BEGIN THE RECORDS
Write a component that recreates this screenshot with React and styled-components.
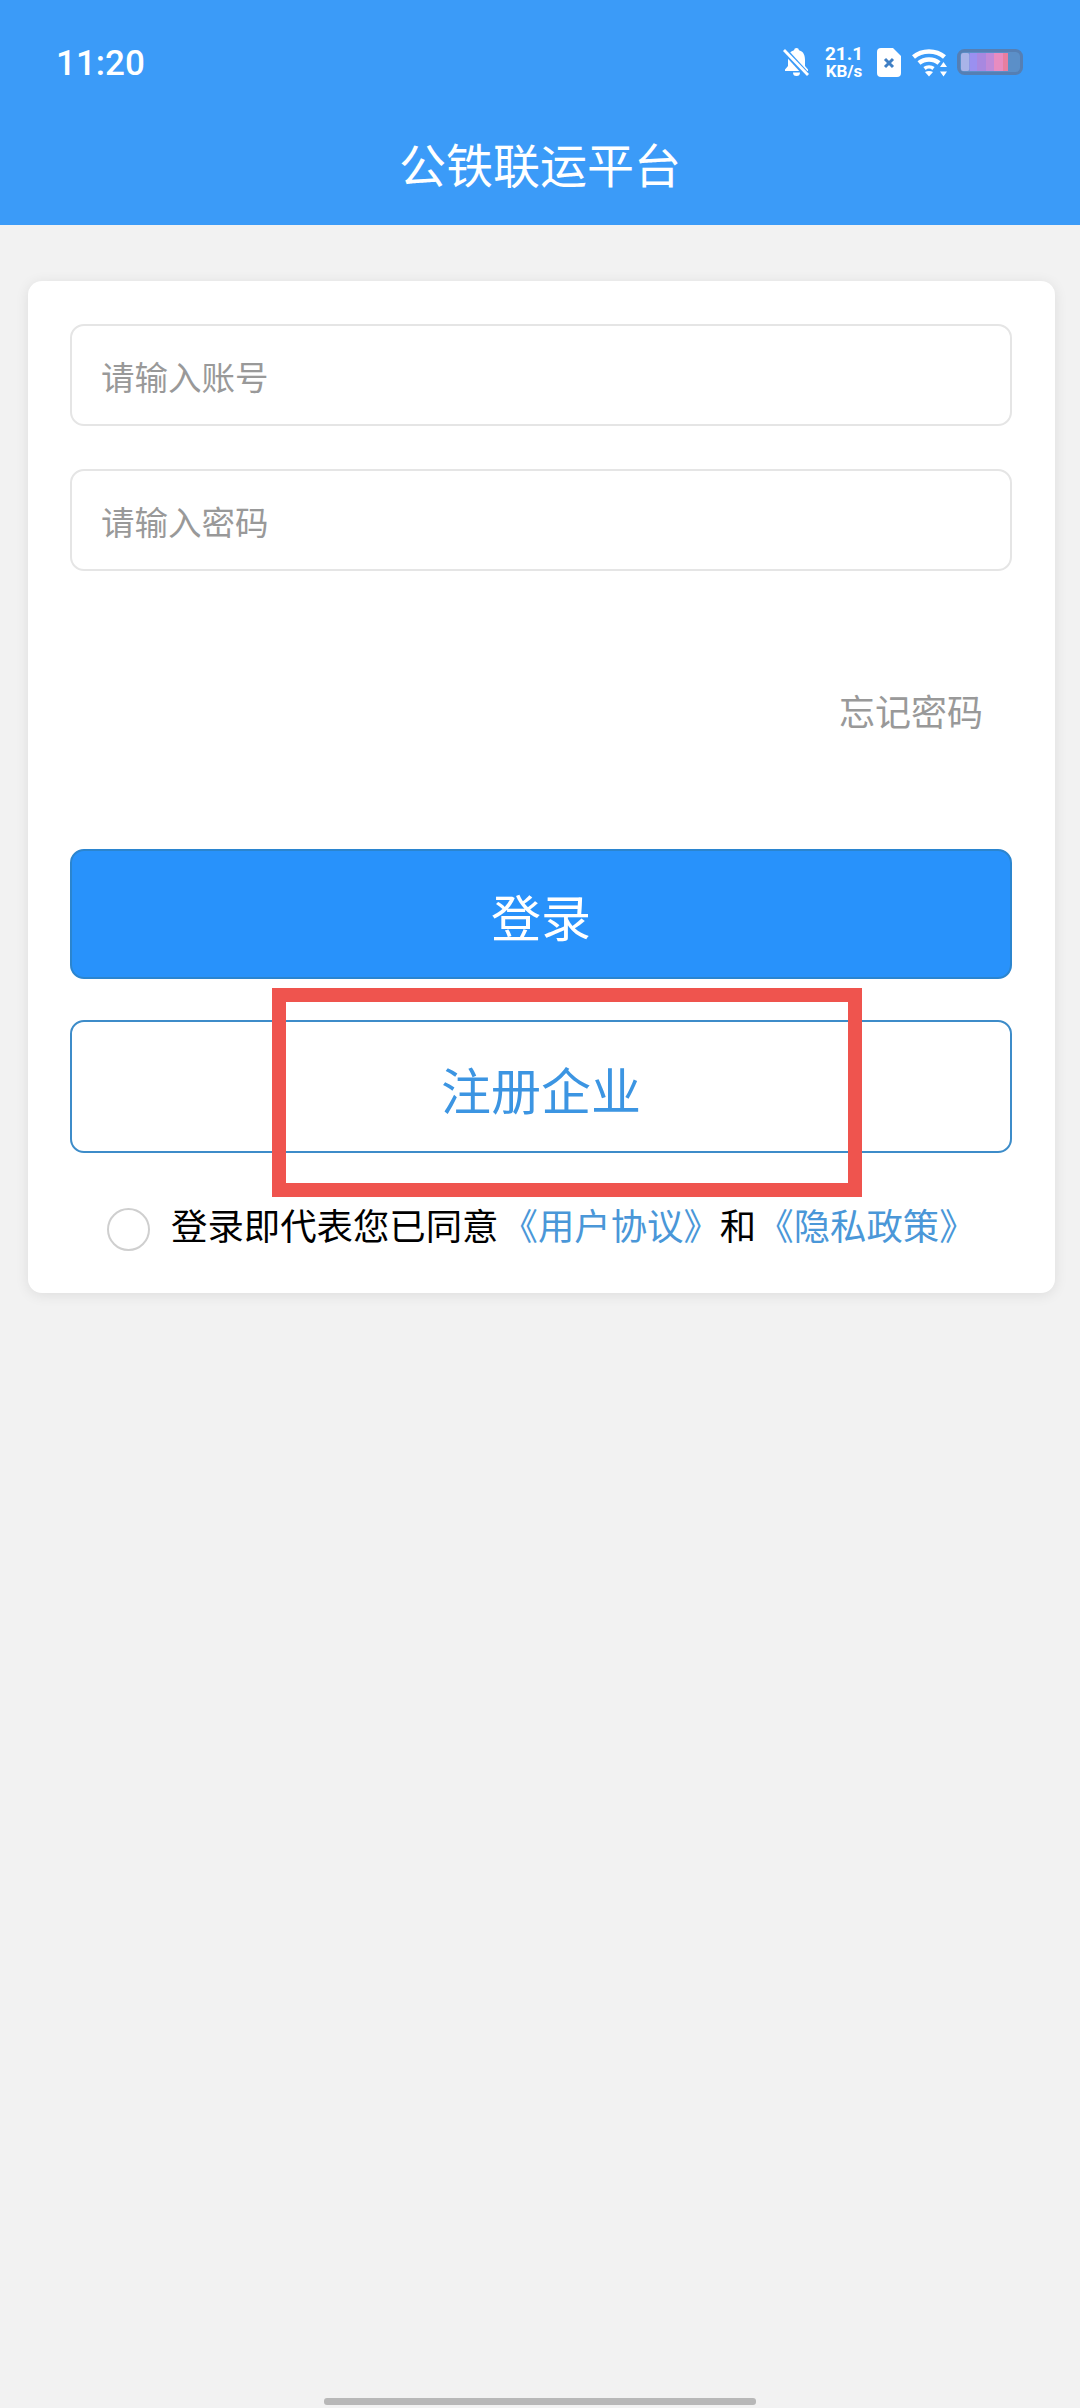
import styled, { createGlobalStyle } from 'styled-components';

const GlobalStyle = createGlobalStyle`
  html, body {
    margin: 0;
    padding: 0;
    background: #f2f2f2;
    font-family: "Noto Sans CJK SC", "Noto Sans", sans-serif;
  }
  * { box-sizing: border-box; }
`;

const Page = styled.div`
  width: 1080px;
  height: 2408px;
  display: flex;
  flex-direction: column;
  background: #f2f2f2;
  overflow: hidden;
`;

const Header = styled.header`
  height: 225px;
  flex-shrink: 0;
  background: #3b9bf8;
  color: #fff;
  display: flex;
  flex-direction: column;
`;

const StatusBar = styled.div`
  height: 124px;
  padding: 0 57px 0 56px;
  display: flex;
  align-items: center;
  justify-content: space-between;
`;

const Time = styled.span`
  padding-top: 2px;
  font-family: Roboto, sans-serif;
  font-size: 35px;
  font-weight: 500;
  line-height: 1;
`;

const StatusIcons = styled.div`
  display: flex;
  align-items: center;
`;

const Speed = styled.div`
  width: 40px;
  margin: 0 13px 0 14px;
  display: flex;
  flex-direction: column;
  align-items: center;
  font-family: Roboto, sans-serif;
  font-weight: 700;
  white-space: nowrap;
  span:first-child { font-size: 19px; line-height: 19px; }
  span:last-child { font-size: 17px; line-height: 17px; }
`;

const Title = styled.h1`
  margin: 6px 0 0;
  font-size: 47px;
  font-weight: 400;
  line-height: 66px;
  text-align: center;
`;

const Card = styled.main`
  margin: 56px 25px 0 28px;
  height: 1012px;
  padding: 43px 43px 0 42px;
  background: #fff;
  border-radius: 14px;
  box-shadow: 0 2px 14px rgba(0, 0, 0, 0.09);
  display: flex;
  flex-direction: column;
`;

const Field = styled.div`
  height: 102px;
  margin-bottom: 43px;
  padding-left: 29px;
  display: flex;
  align-items: center;
  border: 2px solid #e5e5e5;
  border-radius: 14px;
  color: #999;
  font-size: 33.5px;
`;

const ForgotRow = styled.div`
  margin-top: 71px;
  height: 50px;
  padding-right: 29px;
  text-align: right;
  color: #999;
  font-size: 36px;
  line-height: 50px;
`;

const Button = styled.div`
  height: ${(p) => p.$height}px;
  padding-top: 2px;
  display: flex;
  align-items: center;
  justify-content: center;
  border: 2px solid ${(p) => (p.$primary ? '#2b85cf' : '#3d8cc9')};
  border-radius: 14px;
  background: ${(p) => (p.$primary ? '#2892fb' : '#fff')};
  color: ${(p) => (p.$primary ? '#fff' : '#3c95e2')};
  font-size: 50px;
  position: relative;
`;

const LoginButton = styled(Button)`
  margin-top: 114px;
`;

const RegisterButton = styled(Button)`
  margin-top: 41px;
`;

// red annotation box drawn over the screenshot
const Highlight = styled.div`
  position: absolute;
  left: 200px;
  top: -34px;
  width: 590px;
  height: 209px;
  border: 14px solid #ef544e;
  pointer-events: none;
`;

const Agreement = styled.div`
  margin-top: 44px;
  padding-left: 37px;
  display: flex;
  align-items: center;
  font-size: 36.4px;
  line-height: 54px;
  color: #000;
  white-space: nowrap;
  text-spacing-trim: space-all;
`;

const Radio = styled.span`
  width: 43px;
  height: 43px;
  margin: 10px 21px 0 0;
  flex-shrink: 0;
  border: 2px solid #cfcfcf;
  border-radius: 50%;
`;

const Link = styled.span`
  margin-left: ${(p) => p.$gap}px;
  color: #4a97d8;
`;

const HomeBar = styled.div`
  width: 432px;
  height: 7px;
  margin: auto auto 3px;
  border-radius: 3px;
  background: #b8b8b8;
`;

const WifiIcon = styled.svg`
  margin-left: 11px;
`;

const BatteryIcon = styled.svg`
  margin-left: 9px;
`;

const BellOff = () => (
  <svg width="27" height="30" viewBox="0 0 27 30">
    <path
      fill="#fff"
      d="M13.5 1a2.500 2.500 0 0 1 2.500 2.200C21 4.500 22 9 22 13v6l3 3.500V24H2v-1.500L5 19v-6c0-4 1-8.500 6-9.800A2.500 2.500 0 0 1 13.500 1zM10 25.500h7a3.500 3.500 0 0 1-7 0z"
    />
    <path d="M2 4l22 24" stroke="#3b9bf8" strokeWidth="6" fill="none" />
    <path d="M1 3l24 25" stroke="#fff" strokeWidth="2.800" fill="none" />
  </svg>
);

const SimX = () => (
  <svg width="24" height="29" viewBox="0 0 24 29">
    <path d="M4 0h12l8 8v17a4 4 0 0 1-4 4H4a4 4 0 0 1-4-4V4a4 4 0 0 1 4-4z" fill="#fff" />
    <path d="M8 11l8 8M16 11l-8 8" stroke="#3f7fc4" strokeWidth="3" fill="none" />
  </svg>
);

const Wifi = () => (
  <WifiIcon width="36" height="29" viewBox="0 0 36 29" fill="none">
    <path d="M1.500 9C10 1.500 24 1.500 32.500 9" stroke="#fff" strokeWidth="4.500" />
    <path d="M7 15c5.500-4.800 14.500-4.800 20 0" stroke="#fff" strokeWidth="4.500" />
    <path d="M12.500 20.500c2.500-2 6.500-2 9 0" stroke="#fff" strokeWidth="3.600" />
    <path d="M17 28.500l-4-4.500c2.500-1.500 5.500-1.500 8 0z" fill="#fff" />
    <path d="M31.500 14l3.500 5h-7zM31.500 28.500l-3.500-5h7z" fill="#fff" />
  </WifiIcon>
);

const Battery = () => (
  <BatteryIcon width="66" height="26" viewBox="0 0 66 26">
    <rect x="1.500" y="1.500" width="63" height="23" rx="6" fill="#5b8fc8" stroke="#557fb4" strokeWidth="3" />
    <rect x="4" y="4" width="8.500" height="18" rx="2" fill="#a9b4e8" />
    <rect x="12.500" y="4" width="7.500" height="18" fill="#9a90f0" />
    <rect x="20" y="4" width="9" height="18" fill="#a888e0" />
    <rect x="29" y="4" width="8" height="18" fill="#c08ad8" />
    <rect x="37" y="4" width="9" height="18" fill="#e88cc0" />
    <rect x="46" y="4" width="5" height="18" fill="#e87fa0" />
  </BatteryIcon>
);

export default function App() {
  return (
    <Page>
      <GlobalStyle />
      <Header>
        <StatusBar>
          <Time>11:20</Time>
          <StatusIcons>
            <BellOff />
            <Speed>
              <span>21.1</span>
              <span>KB/s</span>
            </Speed>
            <SimX />
            <Wifi />
            <Battery />
          </StatusIcons>
        </StatusBar>
        <Title>公铁联运平台</Title>
      </Header>
      <Card>
        <Field>请输入账号</Field>
        <Field>请输入密码</Field>
        <ForgotRow>忘记密码</ForgotRow>
        <LoginButton $primary $height={130}>登录</LoginButton>
        <RegisterButton $height={133}>
          注册企业
          <Highlight />
        </RegisterButton>
        <Agreement>
          <Radio />
          登录即代表您已同意<Link $gap={3}>《用户协议》</Link>和<Link $gap={1}>《隐私政策》</Link>
        </Agreement>
      </Card>
      <HomeBar />
    </Page>
  );
}
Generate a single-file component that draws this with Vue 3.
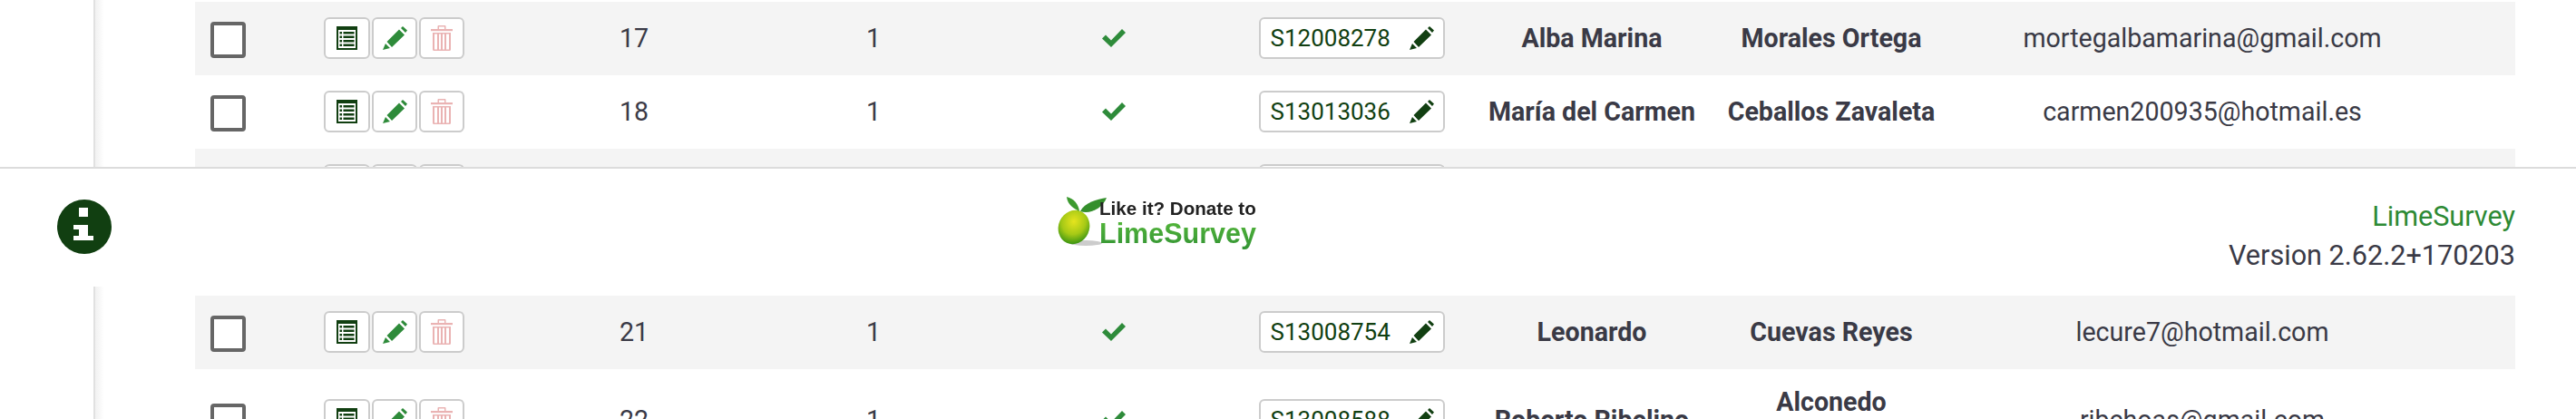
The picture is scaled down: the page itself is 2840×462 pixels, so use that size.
END THE RECORDS
* EXERCISE DETAILS:
Beginning with the line with "Generate a single-file", repeat the entries above exactly, up to and including the last line, leaving out pictures.

* RESPONSE TO THE TASK:
Generate a single-file component that draws this with Vue 3.
The picture is scaled down: the page itself is 2840×462 pixels, so use that size.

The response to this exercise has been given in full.